= STATED EXERCISE =
Copy out the lines that include the word "styles".

= DATASET EXCERPT =
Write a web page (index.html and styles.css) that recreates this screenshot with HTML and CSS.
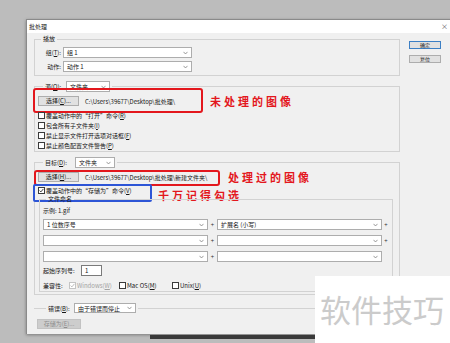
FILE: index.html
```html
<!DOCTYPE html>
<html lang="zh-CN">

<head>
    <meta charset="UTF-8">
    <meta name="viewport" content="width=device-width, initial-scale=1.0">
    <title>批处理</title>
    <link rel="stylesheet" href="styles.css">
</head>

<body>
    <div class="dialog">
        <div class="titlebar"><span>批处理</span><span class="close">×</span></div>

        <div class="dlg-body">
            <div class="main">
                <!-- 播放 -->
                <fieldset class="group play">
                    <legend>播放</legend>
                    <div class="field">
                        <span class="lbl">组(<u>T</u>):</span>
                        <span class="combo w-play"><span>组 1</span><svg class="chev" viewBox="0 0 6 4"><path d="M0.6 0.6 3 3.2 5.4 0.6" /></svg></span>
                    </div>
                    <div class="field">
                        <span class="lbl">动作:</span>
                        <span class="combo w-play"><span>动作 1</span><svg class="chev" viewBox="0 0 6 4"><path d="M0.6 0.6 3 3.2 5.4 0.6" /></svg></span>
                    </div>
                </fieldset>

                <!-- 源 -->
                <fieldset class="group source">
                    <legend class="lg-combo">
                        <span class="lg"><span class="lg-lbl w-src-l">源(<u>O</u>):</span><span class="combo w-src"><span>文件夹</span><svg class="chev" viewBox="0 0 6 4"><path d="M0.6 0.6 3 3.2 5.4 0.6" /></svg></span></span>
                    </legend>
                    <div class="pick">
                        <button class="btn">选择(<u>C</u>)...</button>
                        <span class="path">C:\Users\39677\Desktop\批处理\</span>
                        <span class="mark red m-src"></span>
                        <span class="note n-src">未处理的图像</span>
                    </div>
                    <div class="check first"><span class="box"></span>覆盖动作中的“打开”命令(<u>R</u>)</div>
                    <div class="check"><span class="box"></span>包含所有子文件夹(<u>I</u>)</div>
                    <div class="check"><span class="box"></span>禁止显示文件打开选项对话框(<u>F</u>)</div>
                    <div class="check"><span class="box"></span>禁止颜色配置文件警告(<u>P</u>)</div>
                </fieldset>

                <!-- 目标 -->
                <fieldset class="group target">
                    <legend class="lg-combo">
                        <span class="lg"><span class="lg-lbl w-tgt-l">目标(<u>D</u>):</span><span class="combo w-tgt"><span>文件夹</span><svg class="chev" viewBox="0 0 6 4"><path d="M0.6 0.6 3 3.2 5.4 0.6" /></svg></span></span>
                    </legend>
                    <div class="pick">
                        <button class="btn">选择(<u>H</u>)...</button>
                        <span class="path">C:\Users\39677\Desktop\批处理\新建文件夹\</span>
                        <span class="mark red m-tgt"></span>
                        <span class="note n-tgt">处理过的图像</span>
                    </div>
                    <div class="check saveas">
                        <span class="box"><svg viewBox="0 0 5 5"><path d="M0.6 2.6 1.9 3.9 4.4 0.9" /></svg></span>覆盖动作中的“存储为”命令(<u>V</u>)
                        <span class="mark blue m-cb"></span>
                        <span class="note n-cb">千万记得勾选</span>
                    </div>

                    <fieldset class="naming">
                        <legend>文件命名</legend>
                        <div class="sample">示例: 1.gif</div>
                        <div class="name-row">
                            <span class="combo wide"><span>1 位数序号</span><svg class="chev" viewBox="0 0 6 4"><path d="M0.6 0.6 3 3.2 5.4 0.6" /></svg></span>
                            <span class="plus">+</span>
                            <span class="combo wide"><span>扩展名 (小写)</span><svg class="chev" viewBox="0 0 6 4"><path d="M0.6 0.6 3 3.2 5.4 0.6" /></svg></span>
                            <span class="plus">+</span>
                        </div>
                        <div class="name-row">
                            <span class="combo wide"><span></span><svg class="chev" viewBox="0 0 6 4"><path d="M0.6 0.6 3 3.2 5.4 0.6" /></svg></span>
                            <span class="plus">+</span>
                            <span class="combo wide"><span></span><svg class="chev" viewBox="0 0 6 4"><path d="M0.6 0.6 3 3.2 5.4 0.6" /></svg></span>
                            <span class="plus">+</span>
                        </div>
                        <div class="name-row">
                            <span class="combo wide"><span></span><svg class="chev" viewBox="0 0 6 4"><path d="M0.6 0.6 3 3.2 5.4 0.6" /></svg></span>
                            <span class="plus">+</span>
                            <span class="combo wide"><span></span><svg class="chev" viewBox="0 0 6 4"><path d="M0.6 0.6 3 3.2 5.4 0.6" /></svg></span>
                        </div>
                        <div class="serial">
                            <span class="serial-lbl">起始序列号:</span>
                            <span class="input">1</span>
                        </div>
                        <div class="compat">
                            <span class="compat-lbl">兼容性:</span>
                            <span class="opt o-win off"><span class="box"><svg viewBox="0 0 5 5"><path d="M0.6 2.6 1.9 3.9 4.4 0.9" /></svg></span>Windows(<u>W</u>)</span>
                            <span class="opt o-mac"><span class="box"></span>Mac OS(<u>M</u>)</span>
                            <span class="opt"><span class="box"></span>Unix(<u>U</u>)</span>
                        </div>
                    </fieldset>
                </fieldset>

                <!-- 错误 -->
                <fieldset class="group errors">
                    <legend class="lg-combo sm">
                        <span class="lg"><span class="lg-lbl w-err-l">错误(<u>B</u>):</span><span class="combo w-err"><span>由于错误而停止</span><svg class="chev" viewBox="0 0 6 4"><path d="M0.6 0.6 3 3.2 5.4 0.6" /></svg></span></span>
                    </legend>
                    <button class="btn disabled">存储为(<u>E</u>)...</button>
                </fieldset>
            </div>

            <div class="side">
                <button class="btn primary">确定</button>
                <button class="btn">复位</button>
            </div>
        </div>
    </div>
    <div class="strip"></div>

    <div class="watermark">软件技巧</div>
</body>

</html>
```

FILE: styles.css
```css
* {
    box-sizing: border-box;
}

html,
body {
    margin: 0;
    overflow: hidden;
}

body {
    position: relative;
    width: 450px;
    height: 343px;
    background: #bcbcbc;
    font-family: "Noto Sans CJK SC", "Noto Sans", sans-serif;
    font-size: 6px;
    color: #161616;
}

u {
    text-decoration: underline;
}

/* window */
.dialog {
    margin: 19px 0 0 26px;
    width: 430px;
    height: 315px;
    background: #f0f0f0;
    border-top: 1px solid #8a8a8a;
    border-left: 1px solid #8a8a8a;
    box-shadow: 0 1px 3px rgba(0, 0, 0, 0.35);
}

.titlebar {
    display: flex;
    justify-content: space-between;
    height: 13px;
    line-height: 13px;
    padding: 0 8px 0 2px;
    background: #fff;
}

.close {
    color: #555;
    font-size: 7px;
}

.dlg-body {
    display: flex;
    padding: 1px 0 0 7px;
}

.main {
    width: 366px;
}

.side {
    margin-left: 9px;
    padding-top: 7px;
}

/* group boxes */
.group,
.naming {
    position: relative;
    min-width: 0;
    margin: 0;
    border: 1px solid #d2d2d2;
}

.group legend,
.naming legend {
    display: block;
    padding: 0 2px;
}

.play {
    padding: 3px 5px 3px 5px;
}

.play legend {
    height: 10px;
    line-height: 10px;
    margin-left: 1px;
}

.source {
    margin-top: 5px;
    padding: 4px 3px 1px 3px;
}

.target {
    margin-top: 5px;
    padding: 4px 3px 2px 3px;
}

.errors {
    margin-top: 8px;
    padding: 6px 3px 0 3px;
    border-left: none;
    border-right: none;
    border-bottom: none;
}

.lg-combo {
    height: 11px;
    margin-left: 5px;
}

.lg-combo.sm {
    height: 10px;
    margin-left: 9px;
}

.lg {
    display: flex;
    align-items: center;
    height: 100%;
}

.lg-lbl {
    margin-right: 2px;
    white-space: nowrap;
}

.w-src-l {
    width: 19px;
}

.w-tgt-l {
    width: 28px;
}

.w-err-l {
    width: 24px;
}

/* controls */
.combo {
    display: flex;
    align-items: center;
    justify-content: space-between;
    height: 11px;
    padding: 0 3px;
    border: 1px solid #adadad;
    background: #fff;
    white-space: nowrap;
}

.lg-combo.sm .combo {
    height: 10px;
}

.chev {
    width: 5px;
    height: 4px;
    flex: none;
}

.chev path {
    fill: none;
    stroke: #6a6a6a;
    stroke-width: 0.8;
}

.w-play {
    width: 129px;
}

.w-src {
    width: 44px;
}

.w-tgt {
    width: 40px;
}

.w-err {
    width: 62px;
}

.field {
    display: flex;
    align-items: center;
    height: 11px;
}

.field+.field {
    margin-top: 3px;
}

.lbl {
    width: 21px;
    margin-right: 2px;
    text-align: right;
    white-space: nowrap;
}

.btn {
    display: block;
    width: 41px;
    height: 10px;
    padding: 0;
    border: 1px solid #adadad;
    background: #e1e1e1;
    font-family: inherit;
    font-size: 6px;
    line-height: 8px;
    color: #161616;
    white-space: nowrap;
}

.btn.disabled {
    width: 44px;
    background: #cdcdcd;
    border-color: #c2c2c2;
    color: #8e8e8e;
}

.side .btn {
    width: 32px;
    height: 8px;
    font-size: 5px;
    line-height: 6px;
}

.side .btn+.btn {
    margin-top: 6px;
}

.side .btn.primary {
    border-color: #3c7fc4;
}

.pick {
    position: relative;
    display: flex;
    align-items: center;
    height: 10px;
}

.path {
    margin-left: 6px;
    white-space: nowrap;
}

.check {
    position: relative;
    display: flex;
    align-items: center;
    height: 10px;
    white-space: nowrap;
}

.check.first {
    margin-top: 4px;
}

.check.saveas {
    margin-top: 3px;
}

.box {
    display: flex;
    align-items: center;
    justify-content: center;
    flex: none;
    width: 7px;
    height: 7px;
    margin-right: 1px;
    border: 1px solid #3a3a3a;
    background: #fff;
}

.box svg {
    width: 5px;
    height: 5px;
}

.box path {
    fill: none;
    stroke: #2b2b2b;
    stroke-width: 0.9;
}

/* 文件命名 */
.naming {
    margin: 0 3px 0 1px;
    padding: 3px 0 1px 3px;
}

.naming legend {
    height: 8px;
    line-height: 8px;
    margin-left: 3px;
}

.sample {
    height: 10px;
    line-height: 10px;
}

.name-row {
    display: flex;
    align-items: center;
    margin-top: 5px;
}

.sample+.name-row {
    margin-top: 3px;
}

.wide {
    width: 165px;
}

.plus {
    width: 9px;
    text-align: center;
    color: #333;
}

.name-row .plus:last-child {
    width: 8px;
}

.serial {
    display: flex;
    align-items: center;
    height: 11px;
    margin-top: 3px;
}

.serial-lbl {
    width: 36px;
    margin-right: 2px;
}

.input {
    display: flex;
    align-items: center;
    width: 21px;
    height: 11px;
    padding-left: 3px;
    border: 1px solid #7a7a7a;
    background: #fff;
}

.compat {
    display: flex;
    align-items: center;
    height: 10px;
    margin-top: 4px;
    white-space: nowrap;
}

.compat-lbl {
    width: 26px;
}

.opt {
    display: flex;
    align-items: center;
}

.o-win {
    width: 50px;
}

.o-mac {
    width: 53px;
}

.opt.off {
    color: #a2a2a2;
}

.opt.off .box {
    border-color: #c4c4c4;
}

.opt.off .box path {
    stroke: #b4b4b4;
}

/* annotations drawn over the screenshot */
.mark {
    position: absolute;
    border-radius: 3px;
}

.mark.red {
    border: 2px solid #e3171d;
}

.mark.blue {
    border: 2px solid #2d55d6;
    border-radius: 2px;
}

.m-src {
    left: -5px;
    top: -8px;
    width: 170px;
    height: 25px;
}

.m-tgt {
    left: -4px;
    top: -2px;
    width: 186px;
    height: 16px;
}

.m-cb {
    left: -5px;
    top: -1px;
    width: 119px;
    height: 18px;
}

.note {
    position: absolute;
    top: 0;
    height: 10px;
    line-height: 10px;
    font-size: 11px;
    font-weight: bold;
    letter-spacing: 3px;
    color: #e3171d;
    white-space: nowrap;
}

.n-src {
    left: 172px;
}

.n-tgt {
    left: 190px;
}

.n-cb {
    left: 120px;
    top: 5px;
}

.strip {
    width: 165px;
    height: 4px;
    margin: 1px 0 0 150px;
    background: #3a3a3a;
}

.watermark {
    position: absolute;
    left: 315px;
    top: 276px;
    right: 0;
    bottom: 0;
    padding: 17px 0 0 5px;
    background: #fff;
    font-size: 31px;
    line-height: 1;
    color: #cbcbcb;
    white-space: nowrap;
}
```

= EXPECTED ANSWER =
Write a web page (index.html and styles.css) that recreates this screenshot with HTML and CSS.
    <link rel="stylesheet" href="styles.css">
FILE: styles.css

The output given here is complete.